▶ Available data
────
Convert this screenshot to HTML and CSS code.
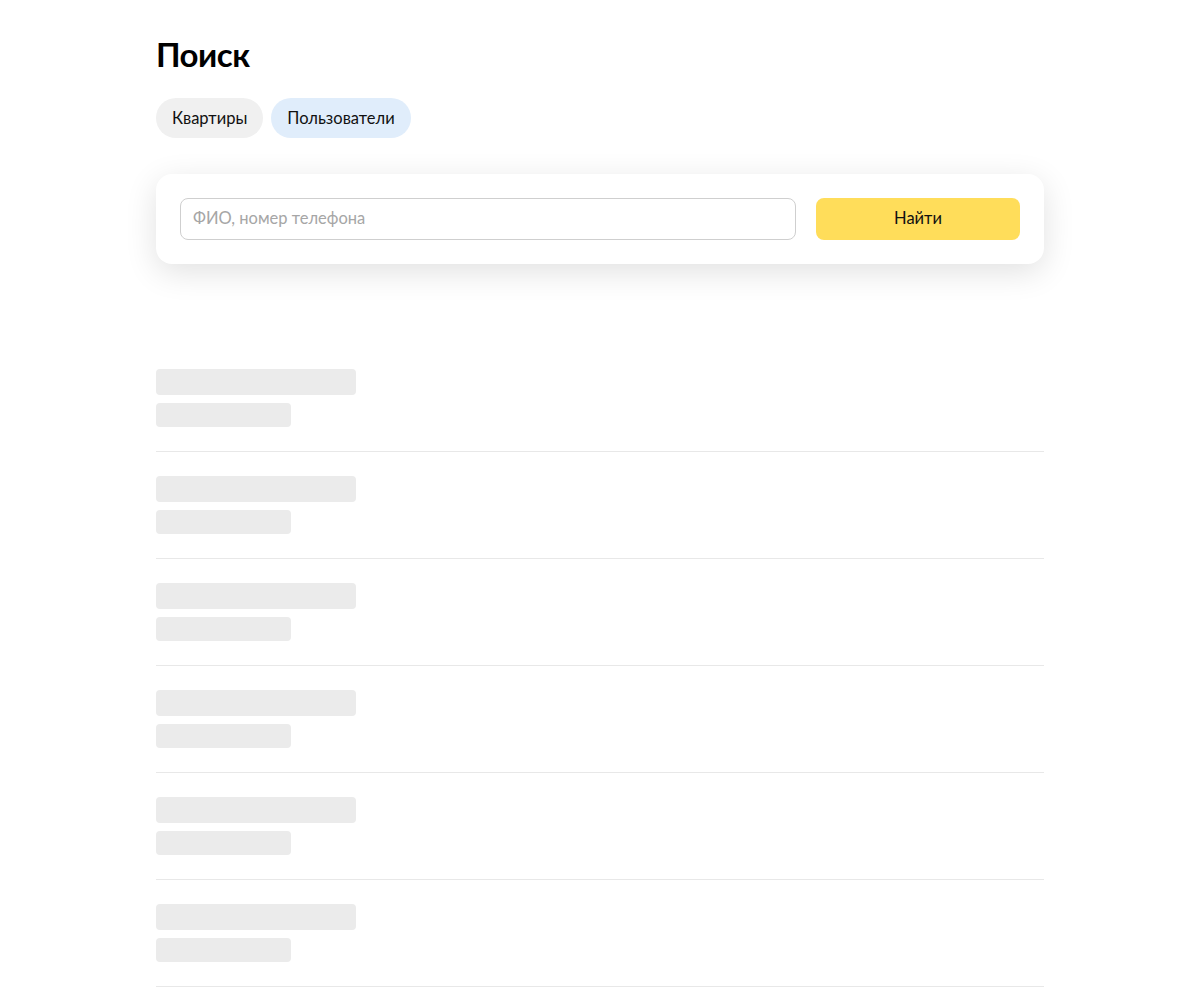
FILE: index.html
```html
<!DOCTYPE html>
<html lang="ru">
<head>
<meta charset="utf-8">
<title>Поиск</title>
<link rel="stylesheet" href="styles.css">
</head>
<body>
<main class="page">
  <h1 class="title">Поиск</h1>
  <div class="tabs">
    <button class="tab">Квартиры</button>
    <button class="tab tab-active">Пользователи</button>
  </div>
  <form class="search-card">
    <input class="search-input" type="text" placeholder="ФИО, номер телефона">
    <button class="search-btn" type="button">Найти</button>
  </form>
  <ul class="results">
    <li class="row"><div class="sk sk-1"></div><div class="sk sk-2"></div></li>
    <li class="row"><div class="sk sk-1"></div><div class="sk sk-2"></div></li>
    <li class="row"><div class="sk sk-1"></div><div class="sk sk-2"></div></li>
    <li class="row"><div class="sk sk-1"></div><div class="sk sk-2"></div></li>
    <li class="row"><div class="sk sk-1"></div><div class="sk sk-2"></div></li>
    <li class="row"><div class="sk sk-1"></div><div class="sk sk-2"></div></li>
  </ul>
</main>
</body>
</html>
```
FILE: styles.css
```css
* { box-sizing: border-box; }
html, body { margin: 0; padding: 0; background: #fff; }
body {
  font-family: Lato, "Noto Sans", "Liberation Sans", sans-serif;
  color: #000;
}
.page {
  width: 888px;
  margin: 0 auto;
  padding-top: 34px;
}
.title {
  margin: 0;
  font-size: 33px;
  line-height: 40px;
  font-weight: 700;
  letter-spacing: -0.5px;
}
.tabs {
  display: flex;
  gap: 8px;
  margin-top: 24px;
}
.tab {
  height: 40px;
  padding: 0 16px;
  border: none;
  border-radius: 20px;
  background: #f0f0f0;
  font-family: inherit;
  font-size: 16.5px;
  color: #111;
  cursor: pointer;
}
.tab-active { background: #e0edfb; }
.search-card {
  margin-top: 36px;
  display: flex;
  gap: 20px;
  padding: 24px;
  border-radius: 16px;
  background: #fff;
  box-shadow: 0 8px 32px rgba(0,0,0,0.12);
}
.search-input {
  flex: 1;
  height: 42px;
  padding: 0 12px 2px;
  border: 1px solid #cfcfcf;
  border-radius: 8px;
  font-family: inherit;
  font-size: 16.5px;
  color: #000;
  outline: none;
}
.search-input::placeholder { color: #a6a6a6; }
.search-btn {
  width: 204px;
  height: 42px;
  padding: 0 0 2px;
  border: none;
  border-radius: 8px;
  background: #ffdd5a;
  font-family: inherit;
  font-size: 16.5px;
  color: #111;
  cursor: pointer;
}
.results {
  list-style: none;
  margin: 81px 0 0;
  padding: 0;
}
.row {
  display: flex;
  flex-direction: column;
  gap: 8px;
  padding: 24px 0;
  border-bottom: 1px solid #e8e8e8;
}
.sk {
  background: #ebebeb;
  border-radius: 4px;
}
.sk-1 { width: 200px; height: 26px; }
.sk-2 { width: 135px; height: 24px; }
```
────
▶ Short exercise
Send back the data above word for word, with the pictures left out.

▶ Worked solution
Convert this screenshot to HTML and CSS code.
FILE: index.html
```html
<!DOCTYPE html>
<html lang="ru">
<head>
<meta charset="utf-8">
<title>Поиск</title>
<link rel="stylesheet" href="styles.css">
</head>
<body>
<main class="page">
  <h1 class="title">Поиск</h1>
  <div class="tabs">
    <button class="tab">Квартиры</button>
    <button class="tab tab-active">Пользователи</button>
  </div>
  <form class="search-card">
    <input class="search-input" type="text" placeholder="ФИО, номер телефона">
    <button class="search-btn" type="button">Найти</button>
  </form>
  <ul class="results">
    <li class="row"><div class="sk sk-1"></div><div class="sk sk-2"></div></li>
    <li class="row"><div class="sk sk-1"></div><div class="sk sk-2"></div></li>
    <li class="row"><div class="sk sk-1"></div><div class="sk sk-2"></div></li>
    <li class="row"><div class="sk sk-1"></div><div class="sk sk-2"></div></li>
    <li class="row"><div class="sk sk-1"></div><div class="sk sk-2"></div></li>
    <li class="row"><div class="sk sk-1"></div><div class="sk sk-2"></div></li>
  </ul>
</main>
</body>
</html>
```
FILE: styles.css
```css
* { box-sizing: border-box; }
html, body { margin: 0; padding: 0; background: #fff; }
body {
  font-family: Lato, "Noto Sans", "Liberation Sans", sans-serif;
  color: #000;
}
.page {
  width: 888px;
  margin: 0 auto;
  padding-top: 34px;
}
.title {
  margin: 0;
  font-size: 33px;
  line-height: 40px;
  font-weight: 700;
  letter-spacing: -0.5px;
}
.tabs {
  display: flex;
  gap: 8px;
  margin-top: 24px;
}
.tab {
  height: 40px;
  padding: 0 16px;
  border: none;
  border-radius: 20px;
  background: #f0f0f0;
  font-family: inherit;
  font-size: 16.5px;
  color: #111;
  cursor: pointer;
}
.tab-active { background: #e0edfb; }
.search-card {
  margin-top: 36px;
  display: flex;
  gap: 20px;
  padding: 24px;
  border-radius: 16px;
  background: #fff;
  box-shadow: 0 8px 32px rgba(0,0,0,0.12);
}
.search-input {
  flex: 1;
  height: 42px;
  padding: 0 12px 2px;
  border: 1px solid #cfcfcf;
  border-radius: 8px;
  font-family: inherit;
  font-size: 16.5px;
  color: #000;
  outline: none;
}
.search-input::placeholder { color: #a6a6a6; }
.search-btn {
  width: 204px;
  height: 42px;
  padding: 0 0 2px;
  border: none;
  border-radius: 8px;
  background: #ffdd5a;
  font-family: inherit;
  font-size: 16.5px;
  color: #111;
  cursor: pointer;
}
.results {
  list-style: none;
  margin: 81px 0 0;
  padding: 0;
}
.row {
  display: flex;
  flex-direction: column;
  gap: 8px;
  padding: 24px 0;
  border-bottom: 1px solid #e8e8e8;
}
.sk {
  background: #ebebeb;
  border-radius: 4px;
}
.sk-1 { width: 200px; height: 26px; }
.sk-2 { width: 135px; height: 24px; }
```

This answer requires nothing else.